Atlassian Shares Plunge Over 25% Despite Strong Switching Costs and Competitive Moat
Atlassian shares have plunged more than 25% in a sector-wide selloff spurred by AI disruption concerns. High switching costs, embedded cloud data and irreplaceable core functions—like data ownership and complex workflows—sustain Atlassian’s competitive moat and reduce customer attrition risk.
1. AI Disruption Concerns Overstated
Atlassian shares have fallen by more than 25% since the start of the year due to widespread fears that emerging AI agents will erode the value of traditional collaboration and project-management software. Despite this pullback, Atlassian’s core business remains underpinned by robust fundamentals: over 80% of revenue is generated from subscription-based offerings, with net dollar retention consistently above 115% in each of the past four quarters. The company’s cloud data platform, which stores more than 25 petabytes of customer information, creates significant switching costs—customers who have built custom workflows in Jira, Confluence and Trello face integration and data-migration expenses that often exceed six figures. This structural moat argues against a rapid exodus in favor of narrowly focused AI task-automation tools.

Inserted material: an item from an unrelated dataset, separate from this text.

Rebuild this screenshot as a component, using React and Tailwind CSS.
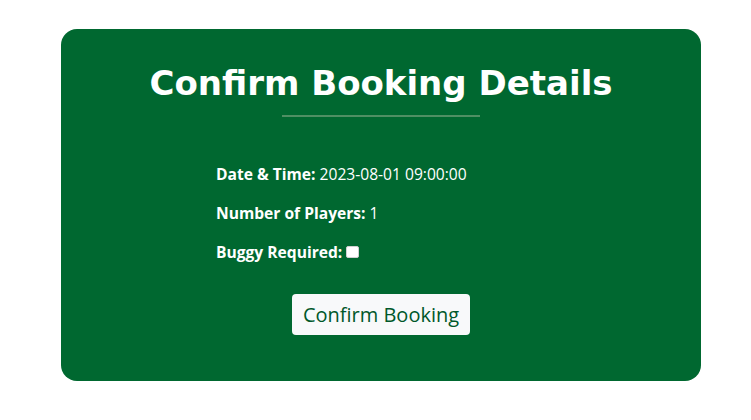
export default function App() {
  return (
    <main className="min-h-screen bg-white pt-[29px] pl-[61px]" style={{ fontFamily: '"Open Sans", sans-serif' }}>
      <div className="w-[640px] h-[352px] bg-[#006830] rounded-[16px] text-white pt-[26px]">
        <h1
          className="text-center text-[34px] font-bold leading-[56px]"
          style={{ fontFamily: '"DejaVu Sans", sans-serif' }}
        >
          Confirm Booking Details
        </h1>
        <div className="mx-auto mt-[4px] w-[198px] h-[2px] bg-[#4f8f63]" />

        <div className="pl-[155px] mt-[46px] text-[15.6px] space-y-[17px]">
          <p className="leading-[22px]">
            <span className="font-bold">Date &amp; Time:</span> 2023-08-01 09:00:00
          </p>
          <p className="leading-[22px]">
            <span className="font-bold">Number of Players:</span> 1
          </p>
          <p className="leading-[22px] flex items-center gap-[4px]">
            <span className="font-bold">Buggy Required:</span>
            <span className="inline-block w-[13px] h-[12px] bg-white border border-[#d0d0d0] rounded-[2px]" />
          </p>
        </div>

        <div className="flex justify-center mt-[31px]">
          <button className="bg-[#f8f9fa] text-[#00582a] text-[20px] leading-[29px] px-[11px] py-[6px] rounded-[4px]">
            Confirm Booking
          </button>
        </div>
      </div>
    </main>
  );
}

2. Q2 FY26 Outlook and Valuation Reset
In its Q2 FY26 guidance, Atlassian is forecasting revenue growth above 20% year-over-year and non-GAAP earnings per share expansion in the low-20% range, driven by continued adoption of its Data Center and Premium cloud tiers. Since January 12, the company’s forward price-to-earnings ratio has contracted by more than 70%, reflecting investor skepticism about AI monetization rather than any deterioration in execution: Atlassian has introduced Rovo, a generative-AI assistant for bug triage, which has been adopted by over 5,000 enterprise customers in its pilot phase. While investors are seeking clear evidence of scalable AI revenue streams, management’s pipeline of AI-enhanced features, combined with a history of beating consensus estimates by an average of 6% over the past eight quarters, provides a margin of safety for long-term shareholders.